This bloodborne pathogens course is ideal for workers who are expected to make direct or indirect contact with blood and other infectious materials. All such employees are obligated to complete a coursework and certification in bloodborne pathogens – as well as other potentially infectious materials (OPIM).
The Occupational Safety and Health Administration (OSHA) has strict rules in effect to help protect the health and safety of everyday workers in various sectors. CHC Training is proud to offer a comprehensive Bloodborne Pathogens Certification course, which teaches workers how to exercise precautions for preventing the transmission of bloodborne pathogens. Students will also learn how to identify risk factors and treatment options if unwarranted contact was made.
The types of employees that need special certification and training in Bloodborne Pathogens include:
• First aid rescuers – including paramedics and EMTs
• Health care professionals – including physicians, dentists, and nurses
• Lab technicians – who handle bodily fluids every workday
• Janitorial staff – responsible for cleaning medically hazardous waste
CHC Training’s Bloodborne Pathogens course complies with the regulations and outlines of OSHA’s Bloodborne Pathogen’s Standard (29 CFR 1910.1030), and also teaches students the best ways to protect themselves from contracting bloodborne pathogens in high-risk medical environments.
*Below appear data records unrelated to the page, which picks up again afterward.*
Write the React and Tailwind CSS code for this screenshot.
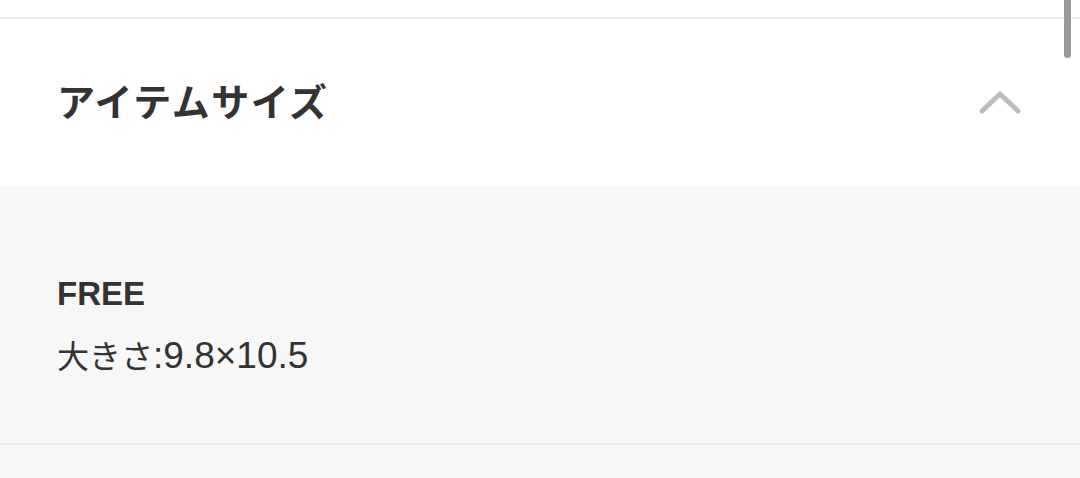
import React from "react";

export default function App() {
  return (
    <div
      className="relative w-[1080px] h-[478px] overflow-hidden bg-white text-[#333]"
      style={{ fontFamily: '"Liberation Sans", "Noto Sans CJK JP", sans-serif' }}
    >
      {/* previous section tail */}
      <div className="h-[19px] bg-white border-b-2 border-[#ededed]" />

      {/* accordion header */}
      <div className="h-[167px] flex items-center justify-between pl-[57px] pr-[58px]">
        <h2 className="text-[38px] font-bold leading-none tracking-[1.5px]">アイテムサイズ</h2>
        <svg width="44" height="24" viewBox="0 0 44 24" fill="none" className="mt-[1px]">
          <path
            d="M4 20 L22 3 L40 20"
            stroke="#bdbdbd"
            strokeWidth="5"
            strokeLinecap="round"
            strokeLinejoin="round"
          />
        </svg>
      </div>

      {/* accordion body */}
      <div className="bg-[#f7f7f7] pt-[88px] pb-[66px] pl-[57px] border-b-2 border-[#e8e8e8]">
        <p className="text-[33px] font-bold leading-[40px]">FREE</p>
        <p className="mt-[22px] text-[32px] leading-[40px]">
          大きさ<span className="text-[37px]">:9.8×10.5</span>
        </p>
      </div>
      <div className="h-[40px] bg-[#f7f7f7]" />

      {/* scrollbar */}
      <div className="absolute top-0 right-[9px] w-[7px] h-[58px] rounded-b-full bg-[#999]" />
    </div>
  );
}
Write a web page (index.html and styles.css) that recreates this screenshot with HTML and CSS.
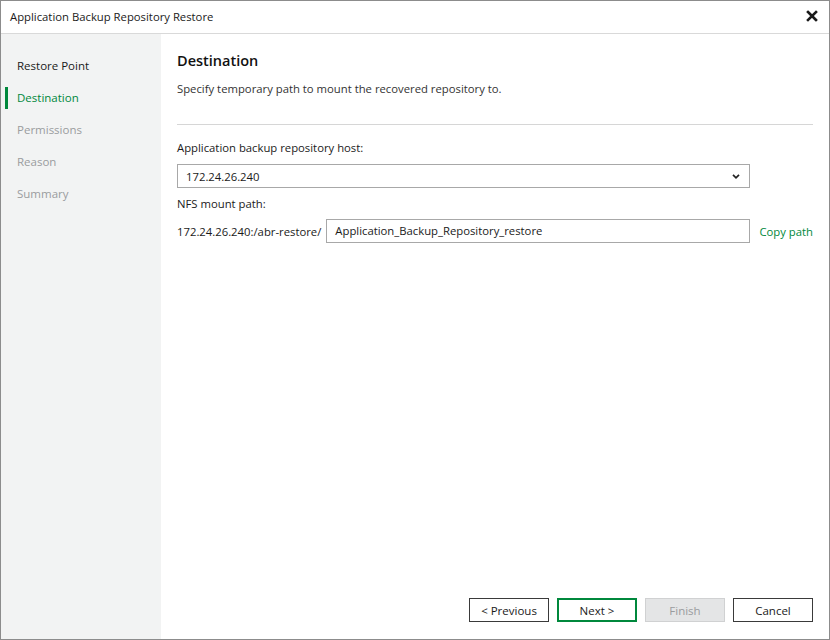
FILE: index.html
```html
<!DOCTYPE html>
<html>
<head>
<meta charset="utf-8">
<link rel="stylesheet" href="styles.css">
</head>
<body>
<div class="window">
  <div class="titlebar">
    <span class="title">Application Backup Repository Restore</span>
    <svg class="close" width="12" height="12" viewBox="0 0 12 12"><path d="M2 2 L10 10 M10 2 L2 10" stroke="#1a1a1a" stroke-width="2.6" stroke-linecap="square"/></svg>
  </div>
  <div class="main">
    <nav class="sidebar">
      <div class="step done">Restore Point</div>
      <div class="step active">Destination</div>
      <div class="step">Permissions</div>
      <div class="step">Reason</div>
      <div class="step">Summary</div>
    </nav>
    <section class="content">
      <h1 class="heading">Destination</h1>
      <p class="subtitle">Specify temporary path to mount the recovered repository to.</p>
      <div class="separator"></div>
      <div class="label first">Application backup repository host:</div>
      <div class="select">
        <span>172.24.26.240</span>
        <svg class="chevron" width="8" height="5" viewBox="0 0 8 5"><path d="M1 0.8 L4 3.8 L7 0.8" fill="none" stroke="#222" stroke-width="1.7"/></svg>
      </div>
      <div class="label">NFS mount path:</div>
      <div class="pathrow">
        <span class="prefix">172.24.26.240:/abr-restore/</span>
        <div class="input">Application_Backup_Repository_restore</div>
        <span class="link">Copy path</span>
      </div>
      <div class="spacer"></div>
      <div class="buttons">
        <div class="btn">&lt; Previous</div>
        <div class="btn primary">Next &gt;</div>
        <div class="btn disabled">Finish</div>
        <div class="btn">Cancel</div>
      </div>
    </section>
  </div>
</div>
</body>
</html>
```

FILE: styles.css
```css
* { box-sizing: border-box; }
html, body { margin: 0; padding: 0; background: #fff; }
body {
  font-family: "Open Sans", "Noto Sans", sans-serif;
  font-size: 11.3px;
  color: #1a1a1a;
}
.window {
  width: 830px;
  height: 640px;
  border: 1px solid #8c8c8c;
  display: flex;
  flex-direction: column;
  background: #fff;
}
.titlebar {
  height: 33px;
  flex: none;
  border-bottom: 1px solid #d9d9d9;
  display: flex;
  align-items: center;
  justify-content: space-between;
  padding: 0 11px 2px 9px;
}
.title { font-size: 11.3px; }
.close { display: block; }
.main { flex: 1; display: flex; min-height: 0; }
.sidebar {
  width: 160px;
  flex: none;
  background: #f2f3f3;
  padding-top: 16px;
}
.step {
  height: 32px;
  line-height: 32px;
  padding-left: 16px;
  color: #9a9c9e;
  position: relative;
  font-size: 11.5px;
}
.step.done { color: #1a1a1a; }
.step.active { color: #00883c; }
.step.active::before {
  content: "";
  position: absolute;
  left: 4px;
  top: 5px;
  width: 3px;
  height: 22px;
  background: #00883c;
}
.content {
  flex: 1;
  display: flex;
  flex-direction: column;
  padding: 17px 16px 17px 16px;
}
.heading {
  margin: 0;
  font-size: 14.5px;
  font-weight: 600;
  line-height: 20px;
  color: #111;
}
.subtitle {
  margin: 10px 0 0 0;
  line-height: 16px;
  color: #333;
}
.separator {
  margin-top: 27px;
  height: 1px;
  background: #d6d6d6;
}
.label {
  line-height: 16px;
  margin-top: 8px;
  color: #1a1a1a;
}
.label.first { margin-top: 15px; }
.select {
  margin-top: 8px;
  width: 573px;
  height: 24px;
  border: 1px solid #a8a8a8;
  display: flex;
  align-items: center;
  justify-content: space-between;
  padding: 0 9px 0 8px;
}
.chevron { display: block; }
.pathrow {
  margin-top: 7px;
  display: flex;
  align-items: center;
}
.prefix { flex: none; white-space: nowrap; margin-right: 5px; }
.input {
  flex: 1;
  height: 24px;
  border: 1px solid #a8a8a8;
  line-height: 22px;
  padding-left: 8px;
}
.link {
  flex: none;
  margin-left: 9px;
  color: #00883c;
  white-space: nowrap;
}
.spacer { flex: 1; }
.buttons {
  display: flex;
  justify-content: flex-end;
  gap: 8px;
}
.btn {
  width: 80px;
  height: 24px;
  border: 1px solid #3a3a3a;
  display: flex;
  align-items: center;
  justify-content: center;
  font-size: 11.5px;
  color: #1a1a1a;
  background: #fff;
}
.btn.primary { border: 2px solid #00883c; }
.btn.disabled { background: #e4e5e6; border-color: #d0d1d2; color: #9a9c9e; }
```
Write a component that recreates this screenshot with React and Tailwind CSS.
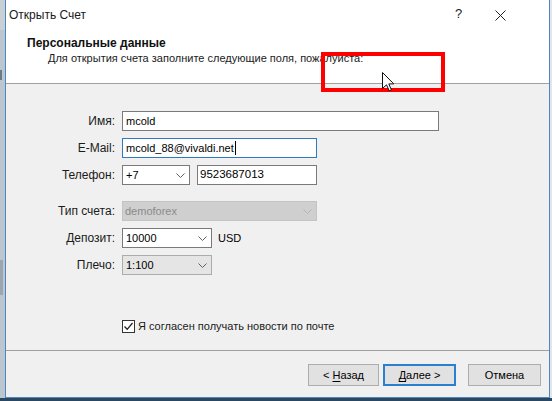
import React from "react";

function Chevron({ color = "#606060" }) {
  return (
    <svg width="9" height="5" viewBox="0 0 9 5">
      <path d="M0.5 0.5 L4.5 4.5 L8.5 0.5" fill="none" stroke={color} strokeWidth="1" />
    </svg>
  );
}

function Row({ label, top, children }) {
  return (
    <div className={`flex items-center h-[20px] ${top}`}>
      <div className="w-[109px] text-right text-[12px] leading-[14px] text-[#1a1a1a]">{label}</div>
      <div className="ml-[7px] flex items-center h-[20px]">{children}</div>
    </div>
  );
}

export default function App() {
  return (
    <div className="w-[552px] h-[401px] overflow-hidden relative bg-[#2b4862] flex flex-col font-['Liberation_Sans',Arial,sans-serif] text-black">
      <div className="flex h-[398px]">
        {/* background strip on the left */}
        <div className="w-[5px] h-full bg-[#bcc6ce] flex flex-col">
          <div className="h-[30px] bg-[#c8d0d6]" />
          <div className="h-[10px] w-[2px] bg-[#6b7a88] mt-[40px]" />
          <div className="h-[35px] w-[3px] bg-[#9aa7b3] mt-[180px]" />
        </div>
        {/* window */}
        <div className="w-[545px] h-full flex flex-col border-l border-r border-b border-[#4f86bf] bg-[#f0f0f0]">
          {/* header */}
          <div className="h-[84px] bg-white border-b border-[#a0a0a0] flex flex-col">
            <div className="h-[29px] flex items-center pl-[3px] relative">
              <span className="text-[12px] leading-[14px] text-[#1a1a1a]">Открыть Счет</span>
              <span className="absolute left-[449px] top-[7px] text-[13px] leading-[14px] text-[#222]">?</span>
              <svg className="absolute left-[489px] top-[10px]" width="11" height="11" viewBox="0 0 11 11">
                <path d="M0.5 0.5 L10.5 10.5 M10.5 0.5 L0.5 10.5" stroke="#222" strokeWidth="1" />
              </svg>
            </div>
            <div className="mt-[7px] pl-[21px] text-[12px] leading-[14px] font-bold text-[#111]">Персональные данные</div>
            <div className="mt-[1px] pl-[42px] text-[11px] leading-[14px] text-[#1a1a1a]">
              Для открытия счета заполните следующие поля, пожалуйста:
            </div>
          </div>
          {/* body */}
          <div className="h-[267px] flex flex-col border-b border-[#a0a0a0]">
            <Row label="Имя:" top="mt-[27px]">
              <div className="w-[317px] h-[20px] bg-white border border-[#7a7a7a] flex items-center pl-[3px] text-[11px]">mcold</div>
            </Row>
            <Row label="E-Mail:" top="mt-[7px]">
              <div className="w-[195px] h-[20px] bg-white border border-[#2f7bbd] flex items-center pl-[3px] text-[11px]">
                mcold_88@vivaldi.net
                <span className="w-[1px] h-[14px] bg-black ml-[1px]" />
              </div>
            </Row>
            <Row label="Телефон:" top="mt-[7px]">
              <div className="w-[68px] h-[20px] bg-white border border-[#7a7a7a] flex items-center pl-[3px] text-[11px]">
                <span className="flex-1">+7</span>
                <span className="w-[17px] flex items-center justify-center"><Chevron /></span>
              </div>
              <div className="ml-[7px] w-[120px] h-[20px] bg-white border border-[#7a7a7a] flex items-center pl-[2px] text-[11.5px]">9523687013</div>
            </Row>
            <Row label="Тип счета:" top="mt-[16px]">
              <div className="w-[195px] h-[20px] bg-[#cfcfcf] border border-[#c4c4c4] flex items-center pl-[2px] text-[11px] text-[#8a8a8a]">
                <span className="flex-1">demoforex</span>
                <span className="w-[17px] flex items-center justify-center"><Chevron color="#b5b5b5" /></span>
              </div>
            </Row>
            <Row label="Депозит:" top="mt-[7px]">
              <div className="w-[90px] h-[20px] bg-white border border-[#7a7a7a] flex items-center pl-[3px] text-[11px]">
                <span className="flex-1">10000</span>
                <span className="w-[17px] flex items-center justify-center"><Chevron /></span>
              </div>
              <span className="ml-[6px] text-[11px]">USD</span>
            </Row>
            <Row label="Плечо:" top="mt-[7px]">
              <div className="w-[90px] h-[20px] bg-[#e5e5e5] border border-[#acacac] flex items-center pl-[3px] text-[11px]">
                <span className="flex-1">1:100</span>
                <span className="w-[17px] flex items-center justify-center"><Chevron /></span>
              </div>
            </Row>
            <div className="mt-[44px] ml-[116px] flex items-center h-[14px]">
              <div className="w-[13px] h-[13px] bg-white border border-[#333] flex items-center justify-center">
                <svg width="11" height="11" viewBox="0 0 11 11">
                  <path d="M1.5 5.5 L4.2 8.3 L9.5 2" fill="none" stroke="#222" strokeWidth="1.3" />
                </svg>
              </div>
              <span className="ml-[3px] text-[11px] leading-[14px] text-[#1a1a1a]">Я согласен получать новости по почте</span>
            </div>
          </div>
          {/* buttons */}
          <div className="flex-1 flex items-start pt-[13px] pl-[302px]">
            <div className="w-[71px] h-[22px] bg-[#e1e1e1] border border-[#adadad] flex items-center justify-center text-[11px]">
              &lt;&nbsp;<span className="underline underline-offset-2">Н</span>азад
            </div>
            <div className="ml-[4px] w-[73px] h-[22px] bg-[#e1e1e1] border-2 border-[#2a7fcf] flex items-center justify-center text-[11px]">
              <span className="underline underline-offset-2">Д</span>алее&nbsp;&gt;
            </div>
            <div className="ml-[12px] w-[73px] h-[22px] bg-[#e1e1e1] border border-[#adadad] flex items-center justify-center text-[11px]">
              Отмена
            </div>
          </div>
        </div>
        <div className="w-[2px] h-full bg-[#dfe6ee]" />
      </div>
      <div className="h-[3px] bg-[#2b4862]" />

      {/* red annotation rectangle */}
      <div className="absolute left-[321px] top-[52px] w-[124px] h-[40px] border-[4px] border-[#ff0000]" />
      {/* mouse cursor */}
      <svg className="absolute left-[382px] top-[72px]" width="13" height="20" viewBox="0 0 13 20">
        <path d="M0.5 0.5 L0.5 16.5 L4.5 12.8 L7.2 18.8 L9.4 17.8 L6.8 11.9 L11.8 11.9 Z" fill="white" stroke="#111" strokeWidth="1" strokeLinejoin="round" />
      </svg>
    </div>
  );
}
There are a host of bloodborne pathogens to keep in mind when handling blood and other bodily fluids. This Bloodborne Pathogens training course pays special focus to:
- Hepatitis A, B, C Virus
- Human Immunodeficiency Virus (HIV)
- Acquired Immunodeficiency Syndrome (AIDS)
Students will learn how these viruses are most commonly transmitted, including by cut, needle sticks, abrasions, and other modes. Students will also study the types of fluids to avoid touching with bare hands, including:
- Pleural Fluid
- Synovial Fluid
- Vaginal Fluid
- Cerebrospinal Fluid
Students will also learn the requirements of OSHA’s mandated prevention plan which is broken down into five main categories. They include:
- Engineering controls – such as using correct biohazard labeling, transporting hazardous waste as outlined, and following the guidelines of the Sharp with Engineered Sharps Injury Protections (SESIP).
- Work practices – how to properly sanitize or dispose of hazardous materials, such as sharp objects and medical equipment. In addition, how to create the standard formula of bleach concentrations to be used for killing bacteria and viruses on-the-spot.
- Personal protective equipment (PPE) – when it’s necessary to suit up with personal protective gear, including gloves, masks, coats, and more, including how to properly dispose of these PPEs after each use.
- Universal precautions – What fluids are thought to be at high-risk of carrying bloodborne pathogens.